Virtualization use is not just expanding in terms of the percentage of workloads that are resting atop a hypervisor (and blissfully unaware that their operating systems are not in absolute control of physical hardware, as operating systems like to be). Virtualization is also being more widely applied to workloads, large and small.
Speaking at yesterday's launch of the vSphere 5.0 in San Francisco, VMware president and CEO Paul Maritz said that back in 2009, in the wake of the Virtual Infrastructure 3 launch a year earlier, about 30 per cent of the workloads among the VMware customer base running on x86 and x64 machines that could be moved to a hypervisor and virtualized. A lot of these workloads were relatively lightweight, what he called tier 2 and 3 software.
But after the vSphere 4.0 stack came out in 2009, significantly increasing the virtual CPU and memory capacity of a virtual machine as well as its virtual network and disk bandwidth, virtualization penetration at the x64 shops that are VMware customers continued to rise. By 2010, about 40 per cent of the workloads at VMware shops had been virtualized, and Maritz said that the company is expecting to break through the 50 per cent level by the end of this year. "50 per cent means there is still 50 per cent to go," Maritz said.
Interestingly, VMware believes it can add about 10 per cent of additional virtualization penetration per year going forward. The implication is that around five or six years from now, at the current pace, all of the workloads VMware can practically get on its hypervisors will be moved to an ESXi hypervisor. (There will no doubt be a smattering of Hyper-V, KVM, and Xen at VMware shops, of course.)
Wall Street, don't panic
The workloads on x64 machinery are growing, and growing fast, says Bogomil Balkansky, vice president of product marketing at VMware. He cites IDC data that suggests the workloads on x64 servers are growing at around 15 per cent per year, and the analysts at Gartner suggest it is more like 30 per cent per year.

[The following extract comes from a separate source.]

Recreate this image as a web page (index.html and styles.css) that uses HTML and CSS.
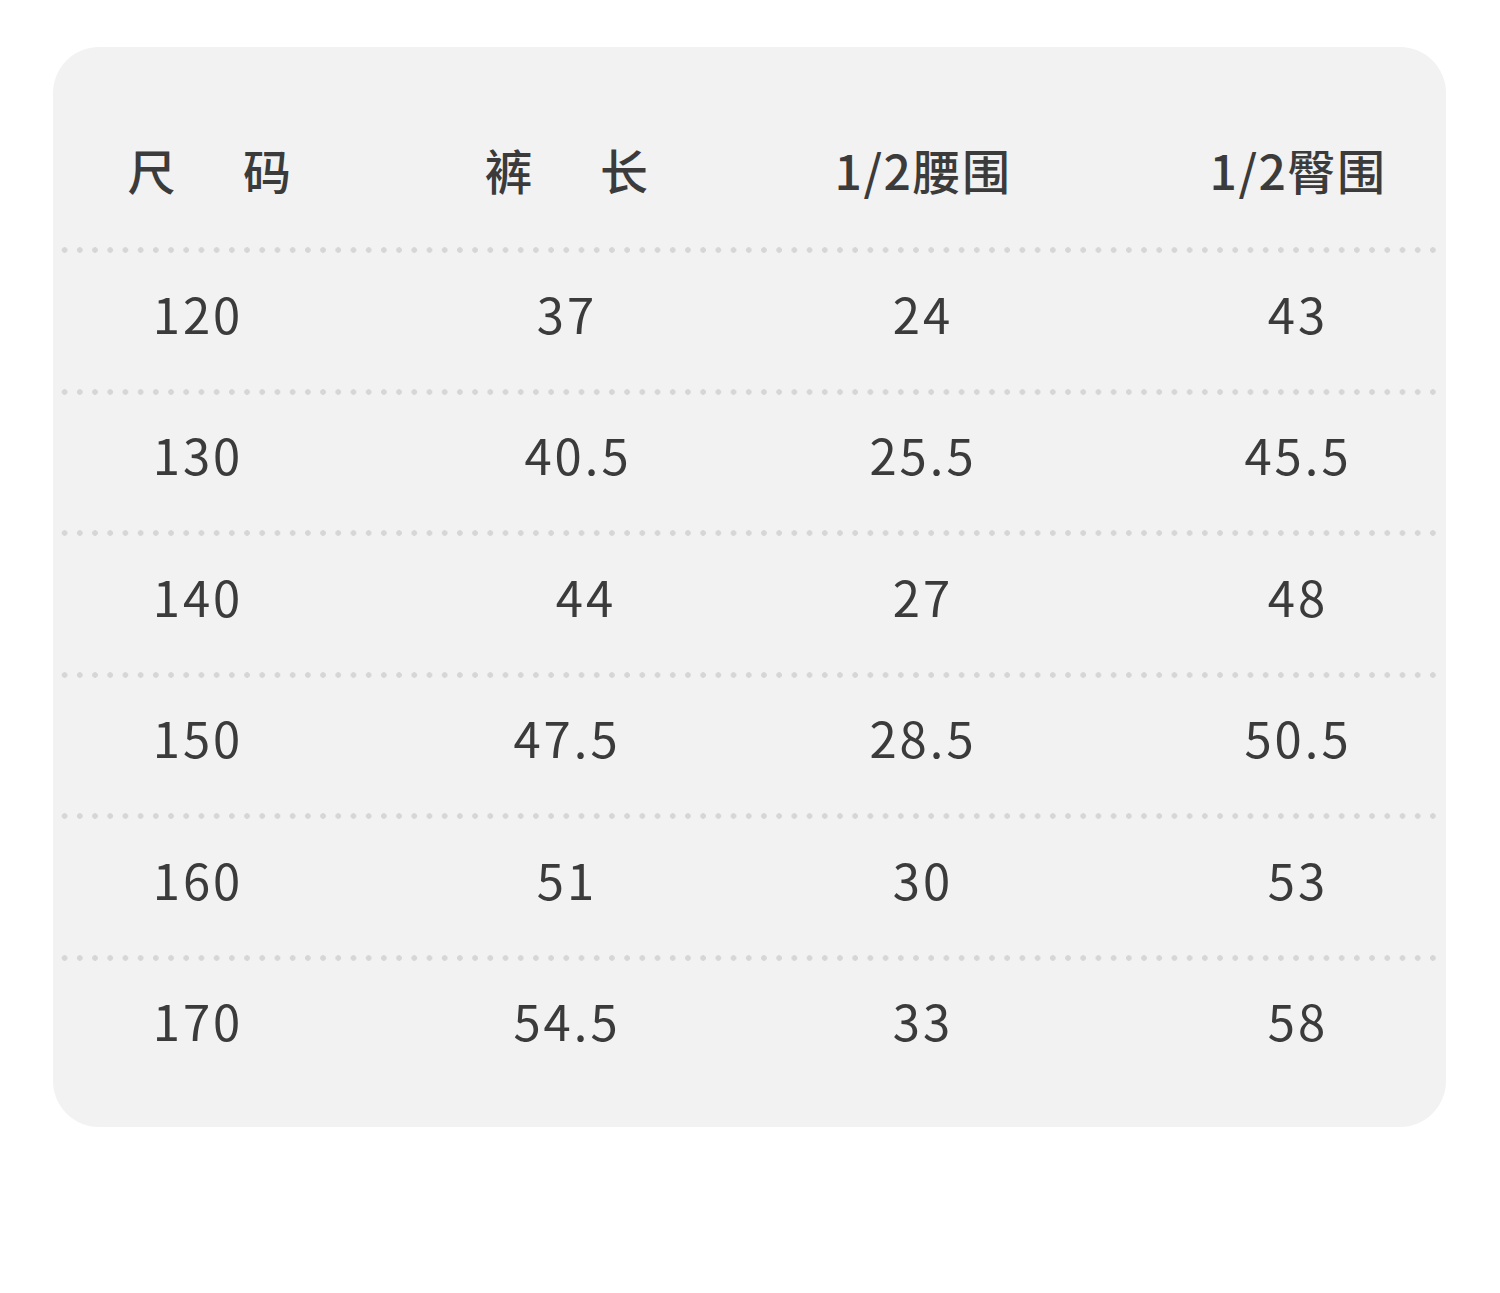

Thanks to the fattening up of the ESXi hypervisor in the past three generations, and the increasing capacity of guest virtual machines running atop that hypervisor, as well as the increasing physical capacity of x64 machines, even a high level of overhead that might be incurred by using server virtualization can be technically and economically absorbed. And that is why some denser applications database and email servers, ERP suites, and other fat code are making their way onto hypervisors.

Hypervisors are lifting heavier jobs in data centers
Clearly, companies that use VMware's ESXi hypervisor have no problem virtualizing their SharePoint servers, and they are getting used to the idea of virtualizing Exchange Server and SQL Server, too. It might surprise some people to see the penetration that VMware is getting with Oracle's middleware and databases in the past year, and the rate of virtualization for SAP suites has made the biggest jump in the past year. ®
COMMENTS
VMWare 5 Licensing
Looking at the latest VMware vSphere 5 licensing I think VMware might be losing some customers.
Still don't know what problem virtualization is supposed to solve
...except configuration mess problems that should maybe be solved differently than with a virtual sledgehammer.
excuse me
but i still don't see what's so "new" about virtualisation. Virtualize the world in 6 years? i could say virtualisation is going to decline to as little as 25% of what it is now and have just as much chance as VMware does at being right.
who's to say CPU capacity isn't going to stall again? like we've seen many times over the years? virtualisation is only viable because CPU strength has grown much faster then other components and application demand, there's a massive surplus in CPU on even the simplest of desktop machines, who's to say that in 6 years applications and hardware components wont have caught up?
Of course these things do make sense from a PR point of view, the company knows full well it's probably going to turn out to be a load of bollocks, but here we all are, debating their call.